■ DATA
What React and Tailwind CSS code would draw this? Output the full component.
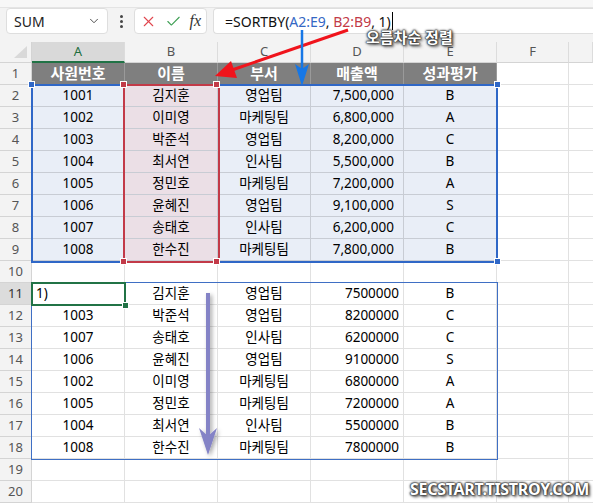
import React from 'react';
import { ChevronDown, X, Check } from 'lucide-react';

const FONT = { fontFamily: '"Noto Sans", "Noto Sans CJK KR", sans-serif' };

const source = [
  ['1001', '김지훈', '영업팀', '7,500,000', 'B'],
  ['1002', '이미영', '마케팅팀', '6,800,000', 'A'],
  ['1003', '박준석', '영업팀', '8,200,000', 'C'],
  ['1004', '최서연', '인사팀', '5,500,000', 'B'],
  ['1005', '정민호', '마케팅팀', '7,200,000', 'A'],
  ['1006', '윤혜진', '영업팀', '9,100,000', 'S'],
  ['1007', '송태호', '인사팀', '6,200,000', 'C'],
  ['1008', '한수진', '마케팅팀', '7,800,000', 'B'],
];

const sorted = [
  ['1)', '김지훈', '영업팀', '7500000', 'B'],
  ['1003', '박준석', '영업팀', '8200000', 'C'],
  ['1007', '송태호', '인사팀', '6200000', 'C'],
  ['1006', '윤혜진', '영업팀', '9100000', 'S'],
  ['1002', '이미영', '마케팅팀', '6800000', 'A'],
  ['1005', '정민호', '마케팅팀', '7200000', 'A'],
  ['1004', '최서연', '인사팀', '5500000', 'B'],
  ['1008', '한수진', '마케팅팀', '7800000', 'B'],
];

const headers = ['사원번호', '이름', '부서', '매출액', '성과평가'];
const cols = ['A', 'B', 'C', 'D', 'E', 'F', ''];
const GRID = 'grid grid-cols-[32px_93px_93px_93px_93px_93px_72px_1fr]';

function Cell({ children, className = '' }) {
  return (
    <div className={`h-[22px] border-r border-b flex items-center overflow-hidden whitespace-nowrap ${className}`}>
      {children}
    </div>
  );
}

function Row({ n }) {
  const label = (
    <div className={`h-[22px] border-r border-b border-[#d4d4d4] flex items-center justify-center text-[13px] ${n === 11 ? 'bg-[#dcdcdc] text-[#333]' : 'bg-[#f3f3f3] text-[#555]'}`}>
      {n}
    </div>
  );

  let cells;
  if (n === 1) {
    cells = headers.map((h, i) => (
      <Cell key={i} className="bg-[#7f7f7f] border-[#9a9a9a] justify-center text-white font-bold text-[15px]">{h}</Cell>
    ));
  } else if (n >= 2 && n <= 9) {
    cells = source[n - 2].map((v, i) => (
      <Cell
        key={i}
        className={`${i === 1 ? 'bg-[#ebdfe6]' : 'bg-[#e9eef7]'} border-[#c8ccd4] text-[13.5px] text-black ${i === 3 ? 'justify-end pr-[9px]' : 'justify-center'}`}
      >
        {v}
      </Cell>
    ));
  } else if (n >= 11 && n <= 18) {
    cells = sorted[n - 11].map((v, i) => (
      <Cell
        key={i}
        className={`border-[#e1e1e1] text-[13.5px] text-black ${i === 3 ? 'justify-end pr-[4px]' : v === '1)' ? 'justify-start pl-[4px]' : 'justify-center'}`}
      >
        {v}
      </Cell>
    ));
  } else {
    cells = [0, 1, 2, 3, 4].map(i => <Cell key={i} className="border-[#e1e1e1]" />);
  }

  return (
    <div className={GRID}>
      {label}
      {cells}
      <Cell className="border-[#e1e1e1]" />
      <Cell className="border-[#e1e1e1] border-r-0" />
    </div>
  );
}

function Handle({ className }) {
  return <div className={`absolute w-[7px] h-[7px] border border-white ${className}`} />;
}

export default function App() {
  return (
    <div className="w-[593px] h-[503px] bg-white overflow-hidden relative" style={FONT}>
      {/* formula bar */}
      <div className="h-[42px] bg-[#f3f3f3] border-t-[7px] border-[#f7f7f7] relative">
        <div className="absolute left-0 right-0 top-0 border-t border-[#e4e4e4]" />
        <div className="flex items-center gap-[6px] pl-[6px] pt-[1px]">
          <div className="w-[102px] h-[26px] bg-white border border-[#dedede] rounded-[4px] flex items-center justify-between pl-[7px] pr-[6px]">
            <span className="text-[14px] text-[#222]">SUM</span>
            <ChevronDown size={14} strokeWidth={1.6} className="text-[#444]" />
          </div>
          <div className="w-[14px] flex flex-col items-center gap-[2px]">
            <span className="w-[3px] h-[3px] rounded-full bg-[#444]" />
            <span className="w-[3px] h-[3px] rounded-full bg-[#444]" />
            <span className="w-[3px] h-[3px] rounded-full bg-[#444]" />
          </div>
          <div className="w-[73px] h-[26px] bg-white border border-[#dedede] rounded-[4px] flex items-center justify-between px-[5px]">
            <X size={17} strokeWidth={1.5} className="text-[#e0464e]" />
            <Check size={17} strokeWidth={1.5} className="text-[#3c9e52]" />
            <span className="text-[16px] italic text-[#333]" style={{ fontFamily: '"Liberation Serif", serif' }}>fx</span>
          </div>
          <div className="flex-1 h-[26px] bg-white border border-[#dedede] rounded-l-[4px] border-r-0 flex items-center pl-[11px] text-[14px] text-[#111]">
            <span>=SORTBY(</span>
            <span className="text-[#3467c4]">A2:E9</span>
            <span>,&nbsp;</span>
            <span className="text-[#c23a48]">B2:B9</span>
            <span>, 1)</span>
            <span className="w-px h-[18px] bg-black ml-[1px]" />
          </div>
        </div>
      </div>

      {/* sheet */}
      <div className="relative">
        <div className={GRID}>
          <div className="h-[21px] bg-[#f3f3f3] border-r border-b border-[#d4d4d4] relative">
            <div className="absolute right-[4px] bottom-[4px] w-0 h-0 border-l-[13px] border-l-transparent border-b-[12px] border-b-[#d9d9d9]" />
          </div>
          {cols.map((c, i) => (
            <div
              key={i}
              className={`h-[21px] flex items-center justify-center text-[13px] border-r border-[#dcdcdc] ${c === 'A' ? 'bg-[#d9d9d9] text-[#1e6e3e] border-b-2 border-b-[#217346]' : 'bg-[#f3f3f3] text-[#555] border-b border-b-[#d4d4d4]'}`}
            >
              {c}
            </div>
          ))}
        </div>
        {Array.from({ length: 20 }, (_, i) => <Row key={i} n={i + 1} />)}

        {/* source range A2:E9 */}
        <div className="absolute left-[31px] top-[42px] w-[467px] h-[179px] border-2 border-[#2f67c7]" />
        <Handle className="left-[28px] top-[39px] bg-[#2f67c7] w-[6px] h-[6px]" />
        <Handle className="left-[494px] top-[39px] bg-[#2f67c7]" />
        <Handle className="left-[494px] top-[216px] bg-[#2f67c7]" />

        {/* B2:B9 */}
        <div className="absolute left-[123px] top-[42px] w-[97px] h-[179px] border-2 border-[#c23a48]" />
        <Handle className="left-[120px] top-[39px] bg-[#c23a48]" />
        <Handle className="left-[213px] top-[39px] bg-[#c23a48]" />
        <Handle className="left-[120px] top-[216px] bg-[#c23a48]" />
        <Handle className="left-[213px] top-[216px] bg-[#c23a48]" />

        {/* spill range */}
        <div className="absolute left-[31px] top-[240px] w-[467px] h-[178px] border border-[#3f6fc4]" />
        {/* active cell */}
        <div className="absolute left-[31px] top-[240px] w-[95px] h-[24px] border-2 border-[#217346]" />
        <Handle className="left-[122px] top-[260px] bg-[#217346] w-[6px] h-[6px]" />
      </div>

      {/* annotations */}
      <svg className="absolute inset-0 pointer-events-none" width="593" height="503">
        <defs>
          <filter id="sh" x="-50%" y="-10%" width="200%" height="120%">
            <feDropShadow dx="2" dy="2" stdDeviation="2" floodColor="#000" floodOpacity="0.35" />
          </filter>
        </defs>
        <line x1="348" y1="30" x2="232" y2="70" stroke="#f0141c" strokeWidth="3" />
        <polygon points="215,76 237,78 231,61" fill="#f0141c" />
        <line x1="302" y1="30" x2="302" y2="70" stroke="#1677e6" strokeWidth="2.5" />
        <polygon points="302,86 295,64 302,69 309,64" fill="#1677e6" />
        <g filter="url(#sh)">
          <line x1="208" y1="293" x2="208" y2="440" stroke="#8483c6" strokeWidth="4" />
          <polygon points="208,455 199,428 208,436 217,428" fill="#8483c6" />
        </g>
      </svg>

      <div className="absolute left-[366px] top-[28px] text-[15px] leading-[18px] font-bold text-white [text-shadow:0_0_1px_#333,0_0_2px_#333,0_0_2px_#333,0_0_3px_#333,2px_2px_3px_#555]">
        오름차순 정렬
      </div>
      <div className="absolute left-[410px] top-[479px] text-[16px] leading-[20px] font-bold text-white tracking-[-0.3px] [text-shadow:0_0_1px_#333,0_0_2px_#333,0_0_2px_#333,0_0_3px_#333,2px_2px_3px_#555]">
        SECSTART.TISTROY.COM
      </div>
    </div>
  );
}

■ WRITTEN INSTRUCTION
Begin at the first line of the data above and repeat each line exactly, stopping after the line containing "const GRID = 'grid". Omit the pictures.

■ FINISHED EXERCISE
What React and Tailwind CSS code would draw this? Output the full component.
import React from 'react';
import { ChevronDown, X, Check } from 'lucide-react';

const FONT = { fontFamily: '"Noto Sans", "Noto Sans CJK KR", sans-serif' };

const source = [
  ['1001', '김지훈', '영업팀', '7,500,000', 'B'],
  ['1002', '이미영', '마케팅팀', '6,800,000', 'A'],
  ['1003', '박준석', '영업팀', '8,200,000', 'C'],
  ['1004', '최서연', '인사팀', '5,500,000', 'B'],
  ['1005', '정민호', '마케팅팀', '7,200,000', 'A'],
  ['1006', '윤혜진', '영업팀', '9,100,000', 'S'],
  ['1007', '송태호', '인사팀', '6,200,000', 'C'],
  ['1008', '한수진', '마케팅팀', '7,800,000', 'B'],
];

const sorted = [
  ['1)', '김지훈', '영업팀', '7500000', 'B'],
  ['1003', '박준석', '영업팀', '8200000', 'C'],
  ['1007', '송태호', '인사팀', '6200000', 'C'],
  ['1006', '윤혜진', '영업팀', '9100000', 'S'],
  ['1002', '이미영', '마케팅팀', '6800000', 'A'],
  ['1005', '정민호', '마케팅팀', '7200000', 'A'],
  ['1004', '최서연', '인사팀', '5500000', 'B'],
  ['1008', '한수진', '마케팅팀', '7800000', 'B'],
];

const headers = ['사원번호', '이름', '부서', '매출액', '성과평가'];
const cols = ['A', 'B', 'C', 'D', 'E', 'F', ''];
const GRID = 'grid grid-cols-[32px_93px_93px_93px_93px_93px_72px_1fr]';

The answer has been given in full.